Der hübschen Modestiche wegen kaufte ich einen Band des „Journal des jeunes Personnes“ von 1847, enthaltend 12 Monatsteile. Neben den Rubriken „Èducation“, „Instruction“, „Histoire“, Littérature“, „BeauxArts, Science et Industrie“, „Voyages“ und „Melanges“ findet sich auch eine Abteilung „Modes et Traveaux à l’aiguile par Madam Annica de Bell.“

Die Zeitschrift wurde herausgegeben von Mlle S. Ulliac Trémadeur. In ihrem Vorwort erläutert sie die pädagogische Ausrichtung der Zeitschrift:
„L’éducation est donc le point de départ et le point d’arrivée que nous avons en vue dans la publication du Journal des jeunes Personnes (…) La seconde partie du Journal des jeunes Personnes est consacrée à l’instruction.“
Journal des jeunes Personnes, Paris 1847, S. 2
Allerdings – die Mode spielt für die Instruktion eben auch eine Rolle:

„Comme femme encore, elle a besoin de connaître les prescriptions de la mode, non pour les suivre aveuglement, mais pur ne pas s’exposer auc ridicule en blessant, par ignorance, les usages reçus.“
Journal des jeunes Personnes, Paris 1847, S. 2
In Abgrenzung zu reinen Modezeitschriften erläutert Ulliac Trémadeur, dass sie es für ausreichend hält, nur die wichtigsten Modeneuheiten vorzustellen:
„Une Revue des modes, dont les renseignements seront puisés aux sources les meilleures, paraîtra à chacune des époques où la mode varie la forme des vêtements et change les ameublements; pendant le reste de l’année nos jeunes lectrices seront tenues au courant de ce qui se fait de plus nouveau dans tous les genres. Ces Revues seront accompagnées de figures charmantes, bien dessinées (le nom de Jules David le dit assez), bien gravées, coloriées aves goût, et digne de servir en tout de modèle.“
Journal des jeunes Personnes, Paris 1847, S. 3

Modebilder gab es also nur, wenn die Mode so richtig wechselte. Da die Bilder selbst von einem großen Modejournal übernommen wurden, dem „Le Moniteur de la Mode“, bedeutete die Auswahl von nur vier Bildern im Jahr eine erhebliche Einsparung – die zugekauften Modestiche waren teuer.

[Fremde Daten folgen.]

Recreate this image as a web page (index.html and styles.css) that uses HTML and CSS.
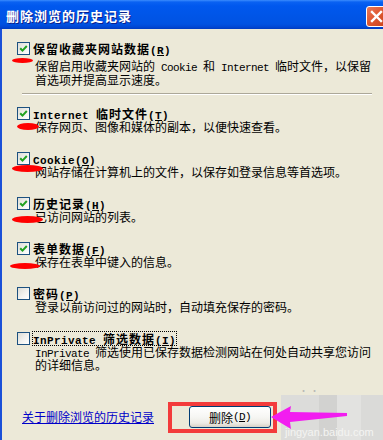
FILE: index.html
```html
<!DOCTYPE html>
<html lang="zh-CN">
<head>
<meta charset="utf-8">
<link rel="stylesheet" href="styles.css">
</head>
<body>
<div class="window">
  <div class="titlebar">
    <span class="title">删除浏览的历史记录</span>
    <span class="close"><svg width="19" height="19" viewBox="0 0 19 19"><path d="M5 5 L14 14 M14 5 L5 14" stroke="#fff" stroke-width="2.4" stroke-linecap="square"/></svg></span>
  </div>
  <div class="body">
    <div class="content">
      <div class="item first">
        <div class="label-row"><span class="cb"><svg width="11" height="11" viewBox="0 0 11 11"><path d="M2.2 5.2 L4.5 7.6 L8.8 3" fill="none" stroke="#21A121" stroke-width="2"/></svg></span><span class="label">保留收藏夹网站数据<span class="en">(<u>R</u>)</span></span></div>
        <div class="desc">保留启用收藏夹网站的<span class="en"> Cookie </span>和<span class="en"> Internet </span>临时文件，以保留<br>首选项并提高显示速度。</div>
      </div>
      <div class="sep"></div>
      <div class="item">
        <div class="label-row"><span class="cb"><svg width="11" height="11" viewBox="0 0 11 11"><path d="M2.2 5.2 L4.5 7.6 L8.8 3" fill="none" stroke="#21A121" stroke-width="2"/></svg></span><span class="label"><span class="en">Internet </span>临时文件<span class="en">(<u>T</u>)</span></span></div>
        <div class="desc">保存网页、图像和媒体的副本，以便快速查看。</div>
      </div>
      <div class="item">
        <div class="label-row"><span class="cb"><svg width="11" height="11" viewBox="0 0 11 11"><path d="M2.2 5.2 L4.5 7.6 L8.8 3" fill="none" stroke="#21A121" stroke-width="2"/></svg></span><span class="label"><span class="en">Cookie(<u>O</u>)</span></span></div>
        <div class="desc">网站存储在计算机上的文件，以保存如登录信息等首选项。</div>
      </div>
      <div class="item">
        <div class="label-row"><span class="cb"><svg width="11" height="11" viewBox="0 0 11 11"><path d="M2.2 5.2 L4.5 7.6 L8.8 3" fill="none" stroke="#21A121" stroke-width="2"/></svg></span><span class="label">历史记录<span class="en">(<u>H</u>)</span></span></div>
        <div class="desc">已访问网站的列表。</div>
      </div>
      <div class="item">
        <div class="label-row"><span class="cb"><svg width="11" height="11" viewBox="0 0 11 11"><path d="M2.2 5.2 L4.5 7.6 L8.8 3" fill="none" stroke="#21A121" stroke-width="2"/></svg></span><span class="label">表单数据<span class="en">(<u>F</u>)</span></span></div>
        <div class="desc">保存在表单中键入的信息。</div>
      </div>
      <div class="item">
        <div class="label-row"><span class="cb"></span><span class="label">密码<span class="en">(<u>P</u>)</span></span></div>
        <div class="desc">登录以前访问过的网站时，自动填充保存的密码。</div>
      </div>
      <div class="item">
        <div class="label-row"><span class="cb"></span><span class="label focus"><span class="en">InPrivate </span>筛选数据<span class="en">(<u>I</u>)</span></span></div>
        <div class="desc"><span class="en">InPrivate </span>筛选使用已保存数据检测网站在何处自动共享您访问<br>的详细信息。</div>
      </div>
    </div>
    <div class="footer">
      <span class="link">关于删除浏览的历史记录</span>
      <span class="btn">删除<span class="en">(<u>D</u>)</span></span>
    </div>
  </div>

  <div class="watermark"><span class="wm-dots">• •</span><span class="wm-text">jingyan.baidu.com</span></div>
  <div class="mark m1"></div>
  <div class="mark m2"></div>
  <div class="mark m3"></div>
  <div class="mark m4"></div>
  <div class="mark m5"></div>
  <div class="redbox"></div>
  <svg class="arrow" width="80" height="30" viewBox="0 0 80 30"><path d="M0 12 L20 1 L19 7 L76 8 L76 11 L19 17 L20 24 Z" fill="#F21DF0"/></svg>
</div>
</body>
</html>
```

FILE: styles.css
```css
html, body {
  margin: 0;
  padding: 0;
}
body {
  width: 383px;
  height: 440px;
  overflow: hidden;
  background: #ECE9D8;
  font-family: "Noto Sans CJK SC", sans-serif;
  font-size: 12px;
  color: #000;
}
.window {
  position: relative;
  width: 383px;
  height: 440px;
  overflow: hidden;
}
.titlebar {
  display: flex;
  align-items: flex-start;
  height: 29px;
  padding-left: 6px;
  background: linear-gradient(to bottom, #3B8CFD 0, #0A62F2 2px, #0058EE 6px, #0055E7 16px, #0052E2 24px, #0047D4 27px, #003BBF 29px);
  overflow: hidden;
}
.title {
  margin-top: 8px;
  font-size: 13px;
  line-height: 16px;
  font-weight: 700;
  letter-spacing: 1px;
  color: #fff;
  text-shadow: 1px 1px 0 #0A1F8E;
  white-space: nowrap;
}
.close {
  margin-left: auto;
  margin-right: -4px;
  margin-top: 6px;
  width: 21px;
  height: 21px;
  box-sizing: border-box;
  border: 1px solid #fff;
  border-radius: 3px;
  background: linear-gradient(135deg, #E97A5A 0%, #E05A33 45%, #C8411C 100%);
  display: flex;
  align-items: center;
  justify-content: center;
}
.close svg { display: block; }
.body {
  height: 411px;
  border-left: 2px solid #1B50D8;
}
.content {
  padding: 13px 0 0 15px;
}
.item {
  display: flex;
  flex-direction: column;
}
.item + .item {
  margin-top: 19px;
}
.label-row {
  display: flex;
  align-items: center;
  height: 13px;
}
.cb {
  width: 13px;
  height: 13px;
  box-sizing: border-box;
  border: 1px solid #1C5180;
  margin-right: 3px;
  background: linear-gradient(135deg, #DCDCD6 0%, #F2F2EF 55%, #FFFFFF 100%);
  flex: none;
}
.cb svg { display: block; }
.label {
  font-weight: 700;
  letter-spacing: 1px;
  line-height: 13px;
  white-space: nowrap;
}
.label.focus {
  outline: 1px dotted #000;
  outline-offset: 0;
}
.en {
  font-family: "Liberation Mono", monospace;
  font-size: 11px;
  letter-spacing: -0.6px;
  line-height: 0;
}
.label .en {
  letter-spacing: 0.4px;
}
.desc {
  padding-left: 18px;
  line-height: 13px;
  white-space: nowrap;
}
.item.first .desc {
  margin-top: 4px;
  line-height: 14px;
}
.sep {
  margin: 6px 0 12px 5px;
  width: 350px;
  border-top: 1px solid #ACA899;
  border-bottom: 1px solid #FFFFFF;
}
.footer {
  display: flex;
  align-items: center;
  height: 22px;
  margin-top: 35px;
  padding-left: 20px;
}
.link {
  color: #0000C8;
  text-decoration: underline;
  line-height: 14px;
  white-space: nowrap;
}
.btn {
  margin-left: 35px;
  width: 82px;
  height: 22px;
  box-sizing: border-box;
  border: 1px solid #003C74;
  border-radius: 3px;
  background: linear-gradient(to bottom, #FFFFFF 0%, #F6F6F3 50%, #ECEBE5 80%, #D8D2C6 100%);
  display: flex;
  align-items: center;
  justify-content: center;
  white-space: nowrap;
}
.watermark {
  position: absolute;
  left: 281px;
  top: 395px;
  width: 102px;
  height: 45px;
  background: linear-gradient(to right, #DCDCDA 0, #DCDCDA 38px, #D2D2D0 38px, #D2D2D0 56px, #E2E2E0 56px, #E2E2E0 80px, #DADAD8 80px, #DADAD8 102px);
}
.wm-dots {
  position: absolute;
  left: 18px;
  top: -11px;
  font-size: 9px;
  color: #B8B8B4;
}
.wm-text {
  position: absolute;
  left: 4px;
  top: 31px;
  font-family: "Liberation Sans", sans-serif;
  font-size: 11px;
  color: #F4F4F2;
}
.mark {
  position: absolute;
  background: #FF0000;
  border-radius: 50%;
}
.m1 { left: 12px; top: 58px; width: 21px; height: 5px; }
.m2 { left: 17px; top: 123px; width: 22px; height: 7px; }
.m3 { left: 12px; top: 165px; width: 31px; height: 7px; }
.m4 { left: 12px; top: 216px; width: 31px; height: 7px; }
.m5 { left: 10px; top: 263px; width: 30px; height: 6px; }
.redbox {
  position: absolute;
  left: 168px;
  top: 402px;
  width: 109px;
  height: 31px;
  box-sizing: border-box;
  border: 4px solid #F33B3B;
}
.arrow {
  position: absolute;
  left: 271px;
  top: 405px;
}
```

Überraschend ist, dass die Modestiche nirgendwo im Text beschrieben werden. Es gibt zwar immer ein Kapitel „Modes“, das aber auf (nicht mehr vorhandene) Handarbeitsmuster verweist und diese erläutert. Allerdings finden sich auch Noten, sogar mit dem Druckvermerk „“Journal des jeunes Personnes“, auf die ebenfalls nirgendwo eingegangen wird, sowie einige Stahlstiche. Vielleicht war bei Abschluss des Textes noch nicht klar, welche Beilagen man hinzufügen konnte, oder die Beilagen gab es nur beim Jahresband.
S. Ulliac Trémadeur war eine durchaus bemerkenswerte Autorin. Sei nutzte etliche Pseudonyme, und davon finden wir auch im „Journal“ einige. Das war sicher auch sonst üblich – und praktisch, man musste sich nicht mit fremden Autor*innen herumschlagen. Ein bisschen überrascht war ich aber schon, als ich das Loblied las, das Ulliac Trémadeure in einer Art Nachwort auf ihre Autor*inen anstimmte:
„… Nous oserons dire, sans orgueil, qu’ils ((die Autor*innen)) tiennent a honneur de voir leurs noms paraître dans ce recueil que protège le suffrage des familles de tous les rangs (…) M. F. Lastoure ayant bien voulu accepter la seule place qu’il nous fût possible de lui offrir dans un recueil tellement rempli…“
Journal des jeunes Personnes, Paris 1847, S. 378
„M. Fernand de Lastoure“ war eines der Pseudonyme, unter denen Ulliac Trémadeur schrieb, und auch ein anderes Pseudonym, „Mme Sophie Dudrézène“, taucht regelmäßig auf. Andere Beiträge sind nur mit Versalien gekennzeichnet, – unter „D. G.“ oder „E. P.“ kan sich so ziemlich jeder verborgen haben.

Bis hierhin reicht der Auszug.